Debates Surrounding Globalization In Latin America

Two central debates have guided much of the literature on Latin America and globalization. The first debate centers on the novelty, scope, and inevitability of globalization’s effect on the Latin American state. On this account, Held (2000) identifies three basic positions in contention: the globalist, who sees globalization as inevitable and irresistible by the national order; the traditionalist, who rejects the novelty of the process and clings to traditional, state-level explanations; and the transformation list, who sees a significant shift at the global level but questions globalization’s inevitability and scope. The second debate, in contrast, accepts globalization’s transformative properties and seeks to unravel its positive and negative features in Latin America. This debate is typically characterized by two, competing narratives. The first narrative, globalization as progress, has tended to stress the positive features of globalization in Latin America, including its capacity to increase wealth, freedom, democracy, cultural diversity, civil society, and social relationships. The second narrative, globalization as disaster, has tended to stress the negative features of globalization in the region, including its imperialistic tendencies, exploitation of labor and the poor, the undermining of democracy, the homogenization of culture, and the destruction of the natural environment.

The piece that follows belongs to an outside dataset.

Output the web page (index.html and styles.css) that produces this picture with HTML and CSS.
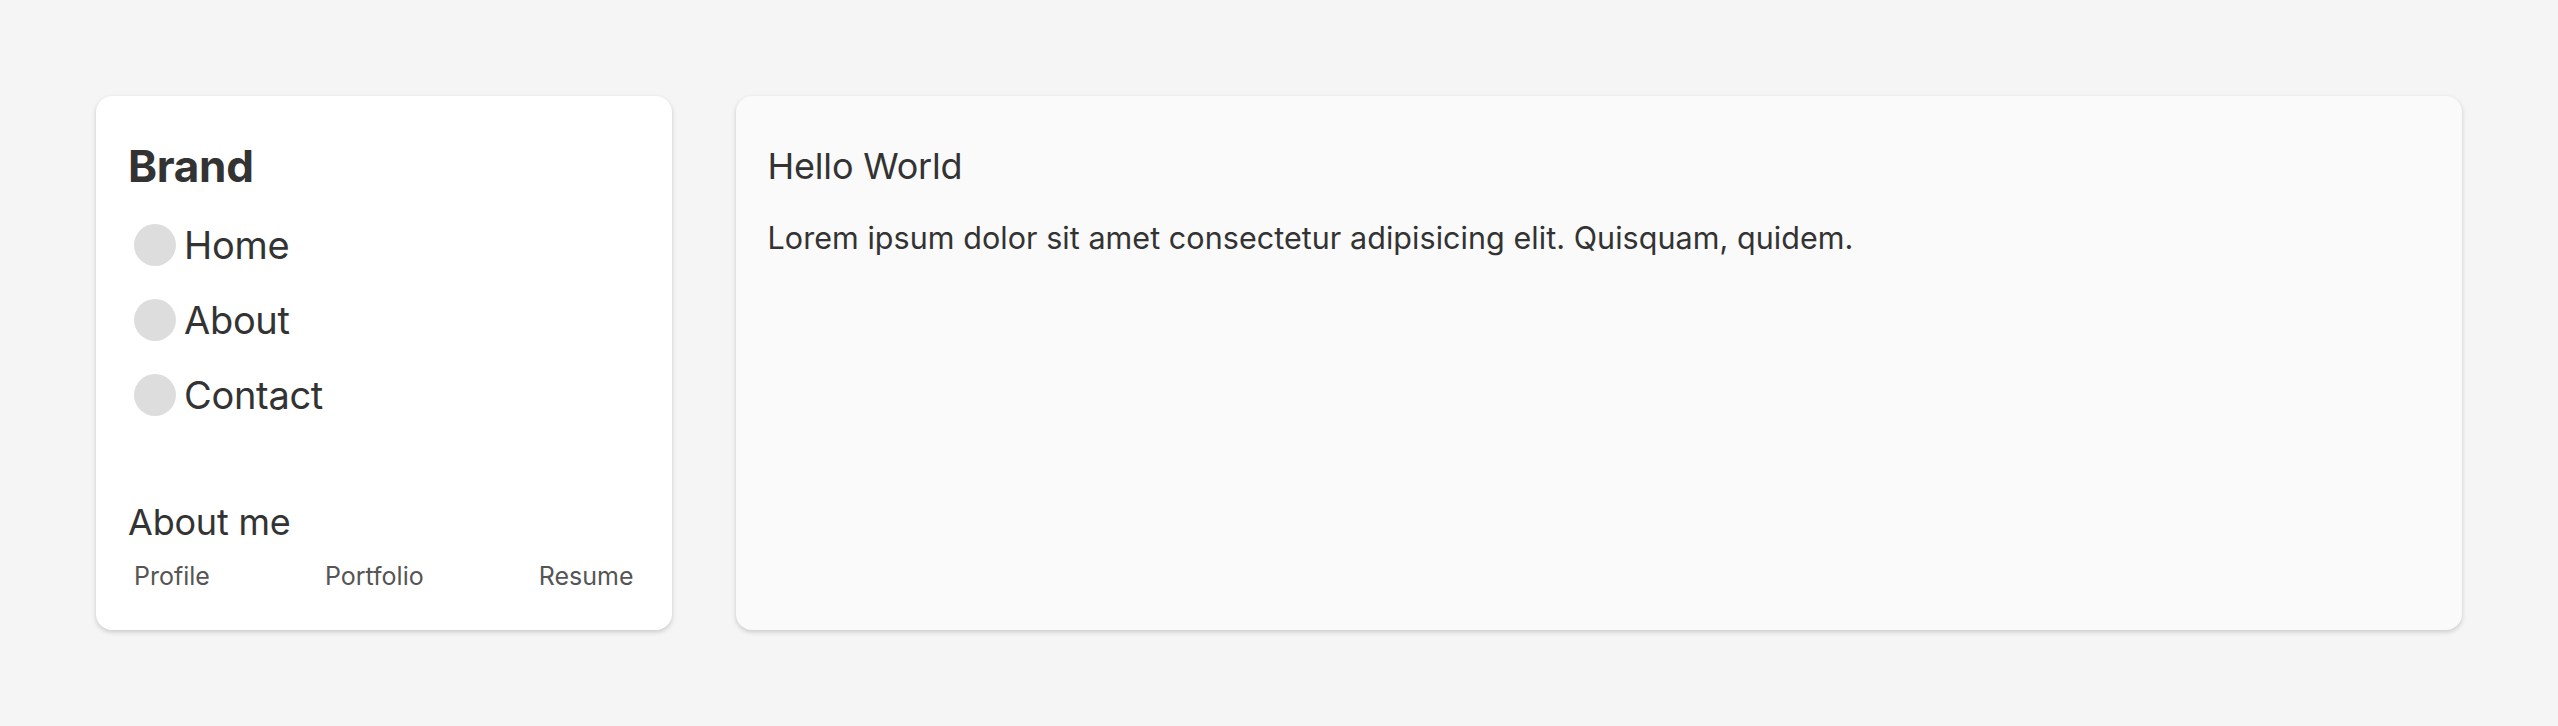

Current Globalization Issues In Latin America

What is new about globalization for Latin America? As demonstrated in the writings of Raul Prebisch, Latin American dependency theorists, and the Import Substitution Industrialization policies of the 1950s and 1960s, Latin America has long recognized that it is part of an international economic system. However, when referring to globalization in Latin America, scholars typically are referring to the critical period of state restructuring and market liberalization that began with the Mexican debt crisis in 1982 and 1983 and continued throughout the 1990s and 2000s.The root cause of this crisis is often traced back to the world energy crisis in 1973, when the Organization of the Petroleum Exporting Countries (OPEC) limited the supply of oil and drastically raised prices. While many Latin American countries were severely hurt by the increase in oil prices, OPEC countries accumulated unprecedented amounts of excess reserves, or petrodollars, which were subsequently recycled through loans to Latin America and other middle-income developing countries to help these countries pay for oil and elaborate development projects. A second oil shock in 1979 led to additional lending to help Latin American countries pay for oil price increases. This second price increase also produced inflationary pressures, which industrial states sought to control by raising interest rates. The overall impact of these events was excess lending, inflation, and higher interest rates, leading to the debt crisis in Latin America in 1982. Starting with Mexico, numerous Latin American countries found themselves no longer able to service their debt payments. On the brink of bankruptcy, these countries were forced into negotiations with multilateral lending institutions, namely, the International Monetary Fund (IMF) and the World Bank.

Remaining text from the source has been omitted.